Former Lt. Col. John Nagl gave a lecture at Madsen Recital Hall on Thursday night about counterinsurgency, military strategies and the future of military.
Nagl is the president of the Center for a New American Security and a visiting professor in the war studies department at Kings College of London. He was a tank platoon commander in the Gulf War and received a doctorate as a Rhodes Scholar in Oxford University.
“To make war upon rebellion is messy and slow, like eating soup with a knife,” said Nagl, quoting L.E. Lawrence on counterinsurgency.
The history and fact of the British army in Malaysia and the U.S. army in the Vietnam War provided good lessons for the military, Nagl said. The two wars in the 20th century are classic cases of successful western counterinsurgency.
“We learned,” he said. “We figured out how to practice counterinsurgency effectively in Iraq. And we’re going to apply those principles in Afghanistan.”
The wars in Iraq and Afghanistan are likely the kind of wars the U.S. military has to fight in years to come, Nagl said. Everyone, from a soldier to a normal citizen, should know the process about what it takes to win against insurgency because it is the new trend of war. However, the U.S. military did not put enough effort in learning and researching about insurgency and how to deal with it before Afghanistan and Iraq. Thus, the U.S. military did not do well at first in both wars.
“If you wear the uniform of our nation, the worst thing someone can say about you is you are unprepared,” Nagl said. “The army has not been ready to do what the nation needed to do in a whole series of operations.”
Despite the fact the army was not prepared, it still can adapt and learn, Nagl said. An effective organization learning process can minimize gap and maximize the chance of successes.
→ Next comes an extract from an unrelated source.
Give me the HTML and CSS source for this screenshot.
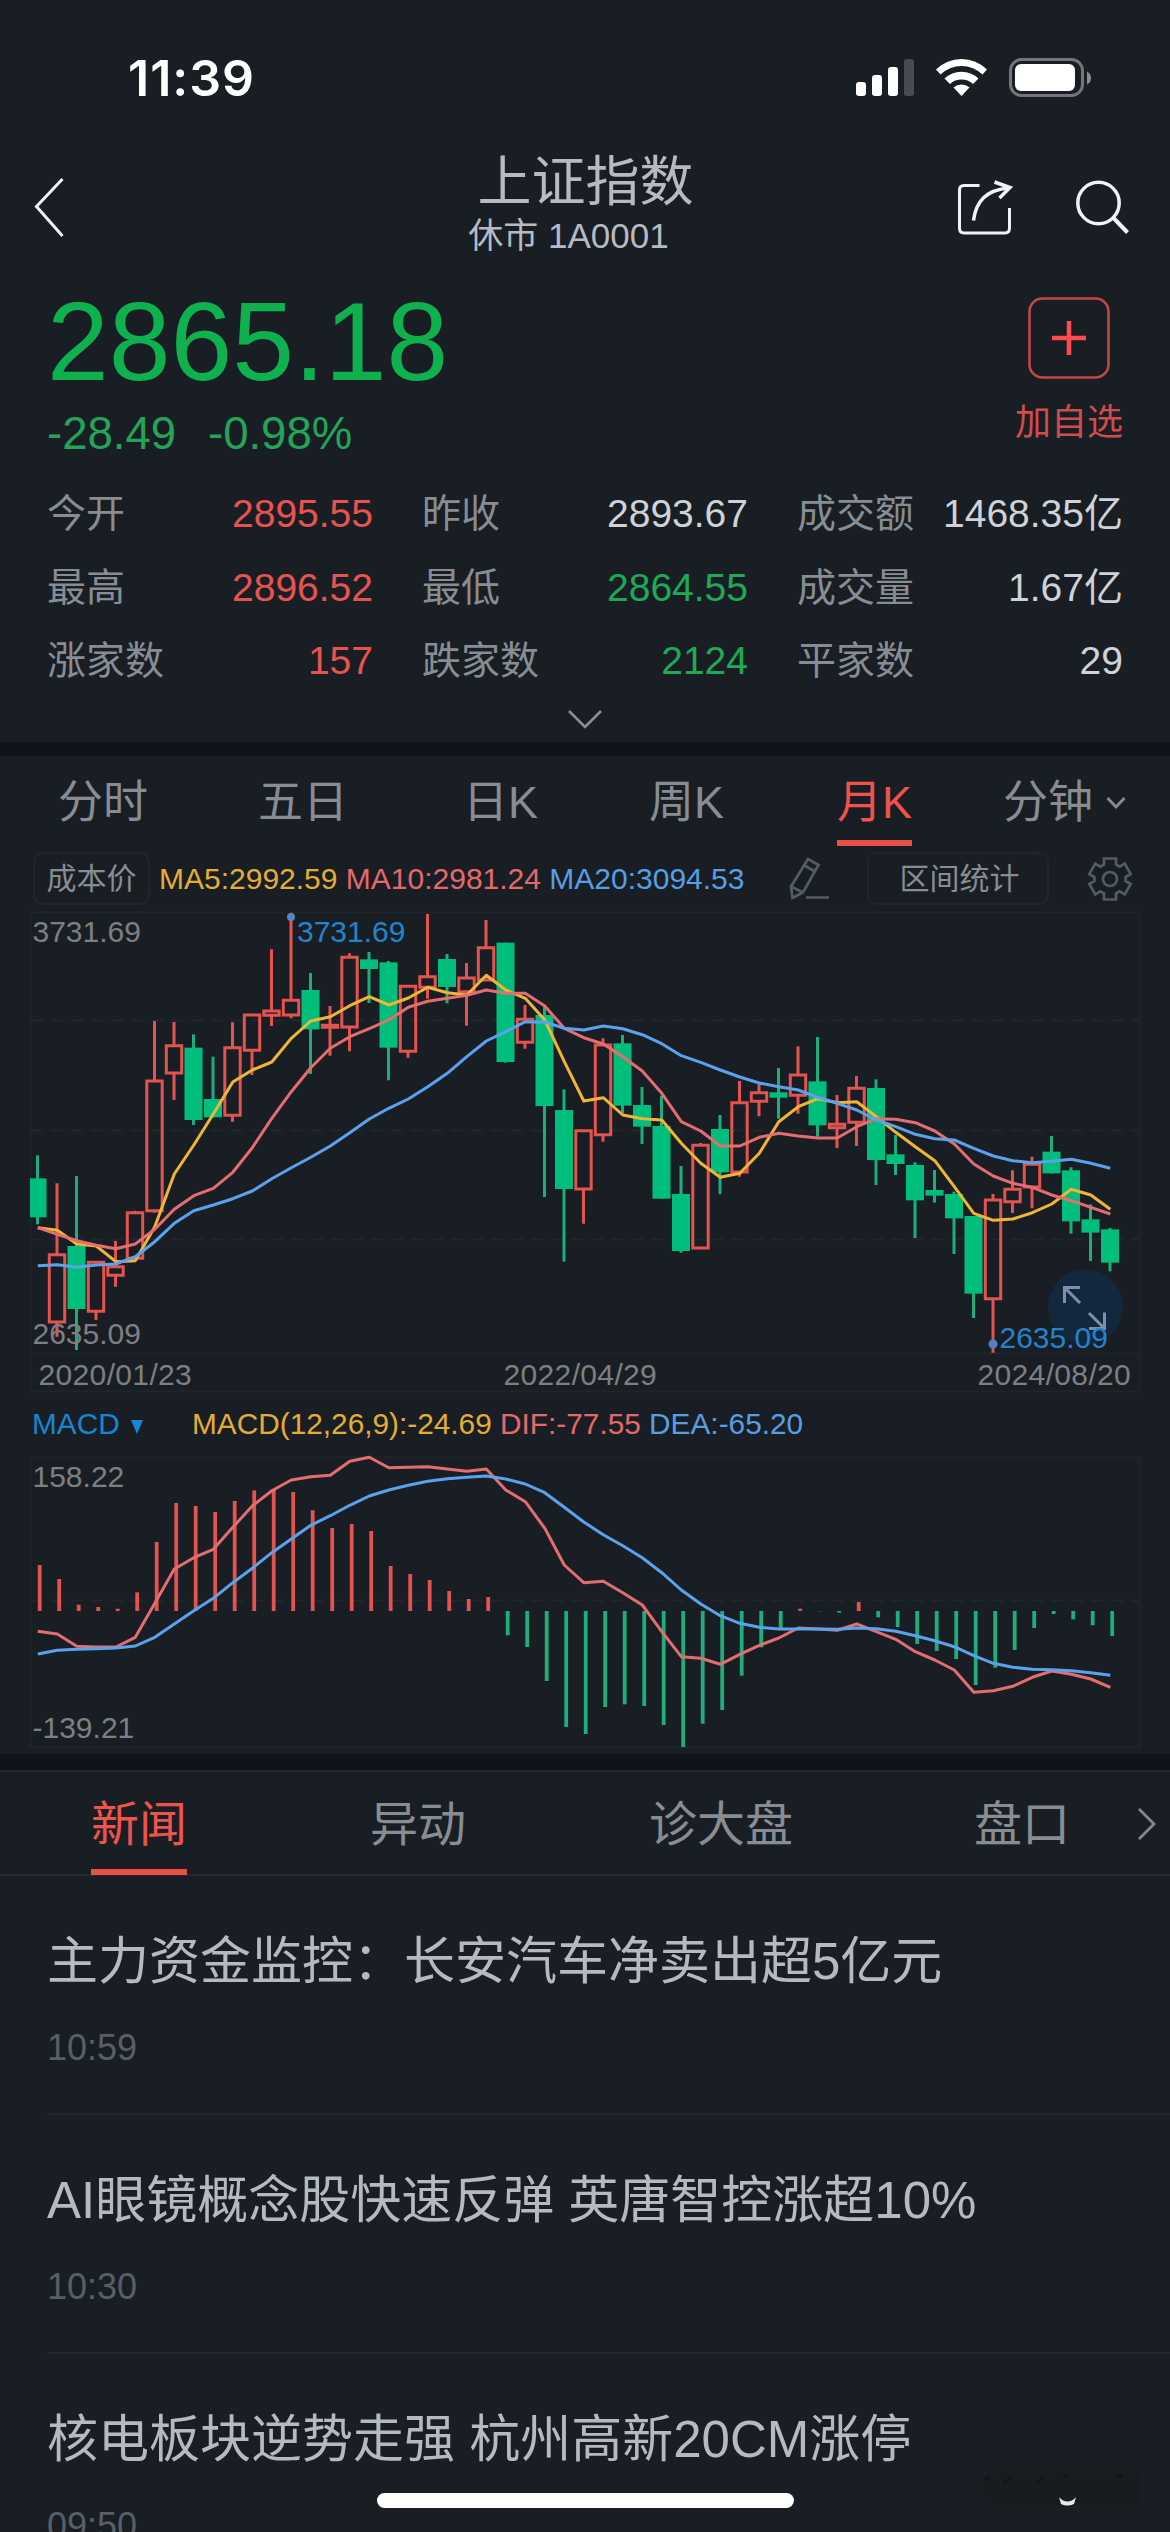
FILE: index.html
```html
<!DOCTYPE html>
<html lang="zh-CN">
<head>
<meta charset="utf-8">
<title>上证指数</title>
<link rel="stylesheet" href="styles.css">
</head>
<body>
<div class="screen">
  <div class="status">
    <span class="clock">11:39</span>
    <svg class="status-icons" width="240" height="44" viewBox="854 56 240 44">
      <g fill="#fff"><rect x="856" y="82" width="10" height="14" rx="3"/><rect x="872" y="75" width="10" height="21" rx="3"/><rect x="888" y="67" width="10" height="29" rx="3"/></g>
      <rect x="904" y="59" width="10" height="37" rx="3" fill="#484b51"/>
      <path d="M936 69.5A36.5 36.5 0 0 1 987 69.5L982.500 74.500A30 30 0 0 0 940.500 74.500Z" fill="#fff"/>
      <path d="M944.500 78.500A24.500 24.500 0 0 1 978.500 78.500L973 84A17 17 0 0 0 950 84Z" fill="#fff"/>
      <path d="M953.500 87.500A12 12 0 0 1 969.500 87.500L961.500 96Z" fill="#fff"/>
      <rect x="1010.500" y="59.500" width="72" height="36" rx="11" fill="none" stroke="#72767b" stroke-width="3"/>
      <rect x="1015" y="64" width="60" height="27" rx="6" fill="#fff"/>
      <path d="M1087 71.500Q1091 73.500 1091 78T1087 84.500Z" fill="#8b8e93"/>
    </svg>
  </div>

  <header class="nav">
    <svg class="back" width="40" height="68" viewBox="30 173 40 68"><path d="M62.500 179L36.500 206.500L62.500 236" fill="none" stroke="#f0f3f5" stroke-width="3"/></svg>
    <div class="nav-title">
      <h1>上证指数</h1>
      <p>休市 1A0001</p>
    </div>
    <svg class="nav-icons" width="180" height="64" viewBox="955 175 180 64" fill="none" stroke="#f0f3f5" stroke-width="3">
      <path d="M979.500 185.500H964Q959.500 185.500 959.500 190V228Q959.500 233 964 233H1005Q1009.500 233 1009.500 228V208"/>
      <path d="M973.500 220.500C976 201 986 190 1009 188" stroke-width="3.500"/>
      <path d="M994.500 182L1010 187.500L999.500 198" stroke-width="3.500"/>
      <circle cx="1098.500" cy="203" r="20.700" stroke-width="3.500"/><path d="M1113.500 218L1127.500 232.500" stroke-width="4"/>
    </svg>
  </header>

  <section class="quote">
    <div class="price-row">
      <div>
        <div class="price">2865.18</div>
        <div class="change"><span>-28.49</span><span>-0.98%</span></div>
      </div>
      <div class="watch">
        <svg width="82" height="82" viewBox="0 0 82 82" fill="none"><rect x="1.500" y="1.500" width="79" height="79" rx="13" stroke="#c14849" stroke-width="2.600"/><path d="M24 41H58M41 24V58" stroke="#ff4b4b" stroke-width="4.500"/></svg>
        <span>加自选</span>
      </div>
    </div>
    <div class="stats">
      <div><span>今开</span><b class="up">2895.55</b></div><div><span>昨收</span><b>2893.67</b></div><div><span>成交额</span><b>1468.35亿</b></div>
      <div><span>最高</span><b class="up">2896.52</b></div><div><span>最低</span><b class="down">2864.55</b></div><div><span>成交量</span><b>1.67亿</b></div>
      <div><span>涨家数</span><b class="up">157</b></div><div><span>跌家数</span><b class="down">2124</b></div><div><span>平家数</span><b>29</b></div>
    </div>
    <svg class="expand" width="36" height="22" viewBox="0 0 36 22"><path d="M2 2L18 18L34 2" fill="none" stroke="#8d9197" stroke-width="2.500"/></svg>
  </section>

  <section class="chart">
    <nav class="periods">
      <span>分时</span><span>五日</span><span>日K</span><span>周K</span><span class="active">月K</span>
      <span>分钟<svg width="20" height="14" viewBox="0 0 20 14"><path d="M1.500 2L10 11L18.500 2" fill="none" stroke="#888d94" stroke-width="2.800"/></svg></span>
    </nav>
    <div class="tools">
      <span class="pill cost">成本价</span>
      <span class="ma"><i class="c5">MA5:2992.59</i> <i class="c10">MA10:2981.24</i> <i class="c20">MA20:3094.53</i></span>
      <svg class="pencil" width="44" height="46" viewBox="788 852 44 46" fill="none" stroke="#555b62" stroke-width="2.700"><path d="M808 855L818.500 861L803 888.500L792.500 894L791 882.500Z M804.500 861.500L815 867.500M791 882.500L803 888.500M806 893.500H829"/></svg>
      <span class="pill range">区间统计</span>
      <svg class="gear" width="46" height="46" viewBox="-23 -23 46 46" fill="none" stroke="#555b62" stroke-width="2.700"><path d="M-6-14.500V-20.500H6V-14.500L9.600-12.400L14.700-15.400L20.700-5L15.600-2V2L20.700 5L14.700 15.400L9.600 12.400L6 14.500V20.500H-6V14.500L-9.600 12.400L-14.700 15.400L-20.700 5L-15.600 2V-2L-20.700-5L-14.700-15.400L-9.600-12.400Z"/><circle r="7"/></svg>
    </div>
    <svg id="kline" class="plot" width="1170" height="488" viewBox="0 905 1170 488">
      <path class="frame" d="M30.500 912.500H1139.500V1391.500H30.500ZM30.500 1353.500H1139.500"/>
      <path class="grid" d="M31 1020.500H1139M31 1130.500H1139M31 1239.500H1139"/>
      <text class="axis" x="32.500" y="942">3731.69</text>
      <g class="series"></g>
      <text class="axis" x="32.500" y="1344">2635.09</text>
      <circle cx="291" cy="917" r="4" fill="#5b86bd"/>
      <text class="mark" x="297" y="942">3731.69</text>
      <circle cx="1085.500" cy="1307" r="37.500" fill="#132c45" fill-opacity=".75"/>
      <path d="M1080 1287.500H1064.500V1303M1065 1288L1080 1303M1104.500 1312.500V1328.500H1089M1104 1328L1089 1313" fill="none" stroke="#7d8faf" stroke-width="3"/>
      <circle cx="993" cy="1344" r="4.500" fill="#4f83c0"/>
      <text class="mark" x="999.500" y="1347.500">2635.09</text>
      <text class="axis date" x="38.500" y="1384.500">2020/01/23</text>
      <text class="axis date" x="503.500" y="1384.500">2022/04/29</text>
      <text class="axis date" x="977.500" y="1384.500">2024/08/20</text>
    </svg>
    <div class="legend">
      <span class="indicator">MACD<svg width="12" height="14" viewBox="0 0 12 14"><path d="M0 0H12L6 14Z" fill="#1686d2"/></svg></span>
      <span class="ma"><i class="c5">MACD(12,26,9):-24.69</i> <i class="c10">DIF:-77.55</i> <i class="c20">DEA:-65.20</i></span>
    </div>
    <svg id="macd" class="plot" width="1170" height="303" viewBox="0 1451 1170 303">
      <path class="frame" d="M30.500 1457.500H1139.500V1747.500H30.500Z"/>
      <path class="grid" d="M31 1600.500H1139"/>
      <text class="axis" x="32.500" y="1487">158.22</text>
      <text class="axis" x="32.500" y="1738">-139.21</text>
      <g class="series"></g>
    </svg>
  </section>

  <section class="news">
    <nav class="news-tabs">
      <span class="active">新闻</span><span>异动</span><span>诊大盘</span><span>盘口</span>
      <svg width="22" height="34" viewBox="0 0 22 34"><path d="M3 2L18 17L3 32" fill="none" stroke="#82878e" stroke-width="2.800"/></svg>
    </nav>
    <article><h2>主力资金监控：长安汽车净卖出超5亿元</h2><time>10:59</time></article>
    <article><h2>AI眼镜概念股快速反弹 英唐智控涨超10%</h2><time>10:30</time></article>
    <article><h2>核电板块逆势走强 杭州高新20CM涨停</h2><time>09:50</time></article>
  </section>
  <div class="home-bar"></div>
  <svg class="smudge" width="170" height="40" viewBox="0 0 170 40"><rect x="4" y="4" width="158" height="32" rx="8" fill="#191c1f"/><path d="M5 10l6-2M24 14l8-5M58 13l8-5M84 8l5-2M138 8l5-2" stroke="#131618" stroke-width="3"/><path d="M80 28C85 34 92 34 97 28L95 35Q88 38 82 35Z" fill="#e6e9ea"/></svg>
</div>
<script src="chart.js"></script>
</body>
</html>
```
FILE: styles.css
```css
* { box-sizing: border-box; margin: 0; padding: 0; }
body {
  width: 1170px; height: 2532px; overflow: hidden;
  background: #191e25; color: #888d94;
  font-family: "Liberation Sans", "Noto Sans CJK SC", sans-serif;
}
.screen { position: relative; width: 1170px; height: 2532px; overflow: hidden; display: flex; flex-direction: column; }
svg { display: block; flex: none; }
h1, h2, b, i { font-weight: 400; font-style: normal; }

.status { height: 140px; flex: none; padding: 56px 76px 0 128px; display: flex; justify-content: space-between; align-items: flex-start; }
.clock { font: 600 50px/44px Inter, sans-serif; color: #fff; letter-spacing: 1px; }

.nav { height: 140px; flex: none; padding: 0 35px 0 30px; display: flex; justify-content: space-between; }
.back { margin-top: 33px; }
.nav-icons { margin-top: 35px; }
.nav-title { width: 400px; margin-left: 146px; margin-top: 10px; text-align: center; color: #b6bac1; }
.nav-title h1 { font-size: 54px; line-height: 64px; }
.nav-title p { font-size: 35px; line-height: 43px; padding-right: 34px; }

.quote { height: 462px; flex: none; padding: 0 47px; }
.price-row { height: 197px; padding-top: 2px; display: flex; justify-content: space-between; }
.price { font-size: 111px; line-height: 120px; color: #0fb14f; }
.change { margin-top: 4px; display: flex; gap: 32px; font-size: 45.500px; line-height: 56px; color: #23a458; }
.watch { display: flex; flex-direction: column; align-items: center; padding-top: 15px; color: #d14c4c; font-size: 36px; line-height: 44px; gap: 22px; width: 108px; white-space: nowrap; }
.stats { display: grid; grid-template-columns: repeat(3, 326px); column-gap: 49px; grid-auto-rows: 73.500px; font-size: 39px; line-height: 73px; }
.stats div { display: flex; justify-content: space-between; white-space: nowrap; }
.stats b { color: #cfd2d6; }
.stats .up { color: #e85350; }
.stats .down { color: #1eaa55; }
.expand { margin: 11px auto 0; }

.chart { border-top: 14px solid #0f1418; height: 1012px; flex: none; }
.periods { display: grid; grid-template-columns: 200px 205px 186px 188px 166px 167px; padding-left: 58px; height: 96px; font-size: 45px; line-height: 84px; white-space: nowrap; }
.periods span { display: flex; align-items: center; height: 90px; padding-top: 4px; justify-self: start; }
.periods span svg { margin: 0 0 0 13px; }
.periods .active { color: #f0524d; border-bottom: 6px solid #e85149; padding-top: 9px; }
.tools { display: flex; align-items: center; height: 53px; padding-left: 33px; font-size: 30px; }
.pill { height: 53px; border: 2px solid #20262b; border-radius: 10px; line-height: 50px; text-align: center; }
.cost { width: 117px; margin-right: 9px; }
.range { width: 182px; margin: 0 38px 0 35px; padding-left: 3px; }
.pencil { margin-left: auto; }
.gear { margin-right: 37px; }
.ma { white-space: pre; }
.c5 { color: #e4ad33; }
.c10 { color: #e5696c; }
.c20 { color: #569fe2; }

.plot { overflow: hidden; }
.frame { fill: none; stroke: #20252a; stroke-width: 2; }
.grid { fill: none; stroke: #22272b; stroke-width: 2; stroke-dasharray: 12 8; }
.axis { font-size: 30px; fill: #7d8083; }
.date { letter-spacing: .35px; }
.mark { font-size: 30px; fill: #2284ce; }
.line { fill: none; stroke-width: 3; stroke-linejoin: round; }
.l5 { stroke: #efb536; }
.l10 { stroke: #e46d70; }
.l20 { stroke: #5aa3ec; }
.rise { stroke: #e3534f; fill: none; stroke-width: 3; }
.fall { stroke: #1fae7b; fill: none; stroke-width: 3; }
.solid { fill: #02be7c; }
.hist { stroke-width: 3.800; }
.legend { display: flex; height: 58px; align-items: center; padding: 3px 0 0 32px; font-size: 29.800px; }
.indicator { width: 160px; display: flex; align-items: center; gap: 11px; color: #1686d2; }
.indicator svg { margin-top: 6px; }

.news { border-top: 16px solid #0f1418; flex: none; }
.news-tabs { display: grid; grid-template-columns: 279px 279px 325px 162px 34px; padding-left: 91px; height: 106px; border-top: 2px solid #22282d; border-bottom: 2px solid #252a2e; font-size: 48px; line-height: 105px; }
.news-tabs span { justify-self: start; height: 103px; }
.news-tabs .active { color: #ee534c; border-bottom: 6px solid #e9504b; }
.news-tabs svg { margin-top: 35px; }
article { margin-left: 47px; height: 239px; border-bottom: 2px solid #21272b; padding-top: 51px; }
article h2 { font-size: 51px; line-height: 70px; color: #b5bac2; white-space: nowrap; }
article time { display: block; margin-top: 28px; font-size: 36px; line-height: 46px; color: #585f67; }
.home-bar { position: absolute; left: 377px; top: 2493px; width: 417px; height: 15px; border-radius: 8px; background: #fff; }
.smudge { position: absolute; left: 979px; top: 2469px; }
```
FILE: chart.js
```js
const STEP = 19.5, FIRST = 37.5;
const el = (parent, name, attrs) => {
  const node = document.createElementNS('http://www.w3.org/2000/svg', name);
  for (const key in attrs) node.setAttribute(key, attrs[key]);
  parent.appendChild(node);
};
const drawLine = (parent, top, values, cls) => el(parent, 'polyline', {
  class: 'line ' + cls,
  points: values.map((v, i) => (FIRST + i * STEP + .3) + ',' + (top + v / 3).toFixed(1)).join(' ')
});

// Monthly candles: direction, high, body top, body bottom, low (thirds of a pixel below y=890)
const candles = `g 796 865 982 1003|r 880 1094 1296 1340|g 858 1068 1257 1380|r 1117 1117 1264 1290|r 1053 1130 1156 1190|r 962 968 1105 1105|r 393 573 962 968|r 396 467 549 630|g 433 473 690 705|g 500 627 682 682|r 397 473 676 695|r 374 375 481 555|r 178 363 376 408|r 68 331 375 385|g 249 300 418 552|r 348 406 412 497|r 190 202 411 484|g 186 208 237 339|g 213 217 473 571|r 287 289 484 503|r 72 260 292 326|g 192 207 291 340|r 219 264 305 407|r 90 173 270 270|g 158 158 516 518|r 345 388 457 476|g 344 375 648 921|g 598 660 897 1115|r 720 722 897 1001|r 445 465 734 755|g 435 460 647 670|g 591 645 710 762|g 617 708 926 926|g 828 912 1083 1088|r 759 766 1074 1074|g 675 717 847 912|r 573 638 846 860|r 580 608 634 679|g 534 607 623 686|r 469 555 616 671|g 441 574 706 740|r 615 703 713 774|r 558 595 697 768|g 568 594 810 885|g 735 793 822 855|g 817 825 931 1044|g 840 900 917 938|g 905 912 985 1092|g 978 978 1211 1284|r 912 930 1226 1388|r 841 898 935 969|r 800 823 891 955|g 738 785 850 850|g 832 841 994 1031|g 943 988 1028 1113|g 1014 1018 1118 1144`.split('|').map(s => s.split(' '));
const ma5 = [1013,1021,1062,1068,1115,1112,1010,852,765,672,576,540,516,445,393,380,347,320,345,324,292,308,315,256,300,325,390,515,633,623,675,686,690,760,820,862,850,790,695,650,626,638,635,680,727,770,812,890,970,991,987,968,942,898,915,958];
const ma10 = [1013,1033,1052,1066,1076,1062,1018,958,917,895,847,773,685,605,533,475,440,416,390,352,334,325,316,300,310,310,348,415,443,462,500,543,610,695,723,768,768,742,730,738,744,744,710,686,688,698,723,762,822,858,880,892,915,932,952,972];
const ma20 = [1127,1124,1132,1125,1122,1100,1055,1000,962,945,926,903,866,833,802,768,728,687,655,627,590,550,500,453,425,395,396,415,420,408,416,434,461,497,517,540,561,579,590,600,622,640,660,690,710,733,746,750,775,798,812,818,814,808,820,835];

const k = document.querySelector('#kline .series');
candles.forEach(([dir, ...v], i) => {
  const x = FIRST + i * STEP;
  const [high, top, bottom, low] = v.map(n => 890 + n / 3);
  if (dir === 'g') {
    el(k, 'path', { class: 'fall', d: `M${x} ${high}V${low}` });
    const left = Math.max(x - 9, 30);
    el(k, 'rect', { class: 'solid', x: left, y: top, width: x + 9 - left, height: bottom - top });
  } else {
    el(k, 'path', { class: 'rise', d: `M${x} ${high}V${top}M${x} ${bottom}V${low}M${x - 7.700} ${top}H${x + 7.700}V${bottom}H${x - 7.700}Z` });
  }
});
drawLine(k, 890, ma5, 'l5');
drawLine(k, 890, ma10, 'l10');
drawLine(k, 890, ma20, 'l20');

// Histogram ends and both lines (thirds of a pixel below y=1370); the zero level is 723
const hist = [585,627,704,711,716,667,516,399,408,426,393,361,357,366,421,474,462,483,588,612,630,663,687,681,796,831,933,1071,1092,1011,1003,1008,1065,1131,1061,1020,917,832,776,716,724,728,696,742,771,822,843,867,945,893,840,774,732,748,766,798];
const dif = [784,792,829,831,831,802,700,597,563,538,472,408,362,330,320,316,274,262,293,292,290,297,304,297,360,395,475,585,638,634,668,705,785,860,865,883,853,826,804,774,777,781,762,785,808,845,870,900,967,962,949,922,903,913,927,952];
const dea = [852,841,838,836,834,828,802,762,722,685,638,595,548,507,466,437,406,378,360,346,334,326,322,318,327,342,368,412,456,494,527,563,608,660,702,737,760,772,777,777,777,778,774,776,784,797,812,830,857,880,892,898,899,902,908,916];
const m = document.querySelector('#macd .series');
hist.forEach((v, i) => el(m, 'path', {
  class: (v < 723 ? 'rise' : 'fall') + ' hist',
  d: `M${FIRST + i * STEP + 2.200} 1611V${1370 + v / 3}`
}));
drawLine(m, 1370, dif, 'l10');
drawLine(m, 1370, dea, 'l20');
```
“If they have a choice,” he said. “They choose to fight us not in these conventional armies but in insurgence and with terrorists.”
The strategy that can be used on counterinsurgency is minimize the number of people who are neutral or passively or actively support the insurgence. Moreover, the military also has to help build up the local security forces that they can stand on their own and protect their people, Nagl said.
“Ultimately, you try to change people’s mind,” he said. “You try to convince them that there are better futures by backing the coalition and the government.”
Nagl expressed his admiration and hope for this generation to take the government and military in fighting against insurgency in the future.
“We’ve come a long way,” Nagl said. “But we still have a long, long way to go. And it’s going to be your generation’s task to take us the rest of the way.”